Auch Eltern haben teilweise Ansichten, die dem freien kindlichen Spiel entgegenstehen. Auf Elternseite gibt es große Ängste, den Kindern könnte beim Spielen etwas zustoßen. So werden Kinder an der Hand über Klettergerüste geführt, was genau das Gegenteil von dem ist, was hilft. Kinder können sehr gut alleine einschätzen, welche Dinge sie erklettern können und welche nicht. Wenn ihnen jedoch geholfen wird, dann ist es eher gefährlich, weil sie sich plötzlich in Situationen wiederfinden, in die sie eigentlich gar nicht hineingeraten wären. Auf der anderen Seite fehlt dann den Kindern die Selbstwirksamkeit, sie erleben zu selten, etwas selbst geschafft und bewältigt zu haben, weil ihnen ja geholfen wurde.

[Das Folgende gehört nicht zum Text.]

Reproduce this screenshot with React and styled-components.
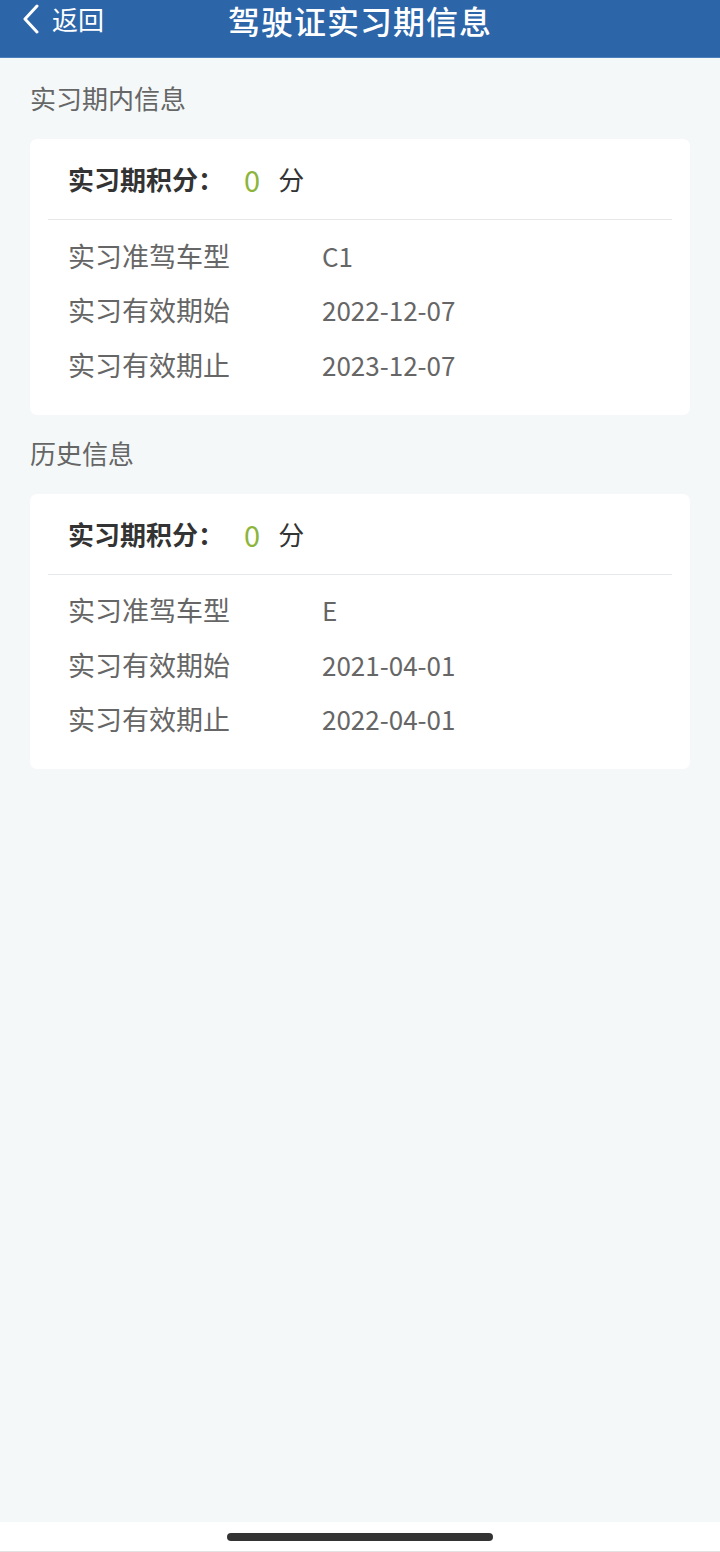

Kann die Spielplatzinitiative in diesem Sinne auch Aufklärungsarbeit leisten?

Uns war von Beginn an wichtig, dass diese Initiative keine einmalige Aktion ist, sondern nachhaltiges Engagement mit sich bringt. Als Deutsches Kinderhilfswerk setzen wir uns schon seit vielen Jahren für Spielplätze ein. Und ich gehe davon aus, dass wir die Initiative auch nach 2012 gemeinsam mit Fanta und dem TÜV Rheinland fortführen. Ganz wichtig wird es sein, den Fokus auf die Öffentlichkeitarbeit zu diesem Thema zu legen.

Wir fangen ja gerade erst an. Wie das Programm 2013 genau aussehen wird, werden wir gemeinsam nach den Erfahrungen in diesem Jahr entscheiden. Letztendlich spielen Kinder immer weniger draußen. Wir brauchen dingend mehr Aufmerksamkeit. Deshalb freuen wir uns auch über das gesellschaftliche Engagement von Fanta.

Vielen Dank für dieses aufschlussreiche Gespräch und viel Erfolg mit der Spielplatz-Initiative!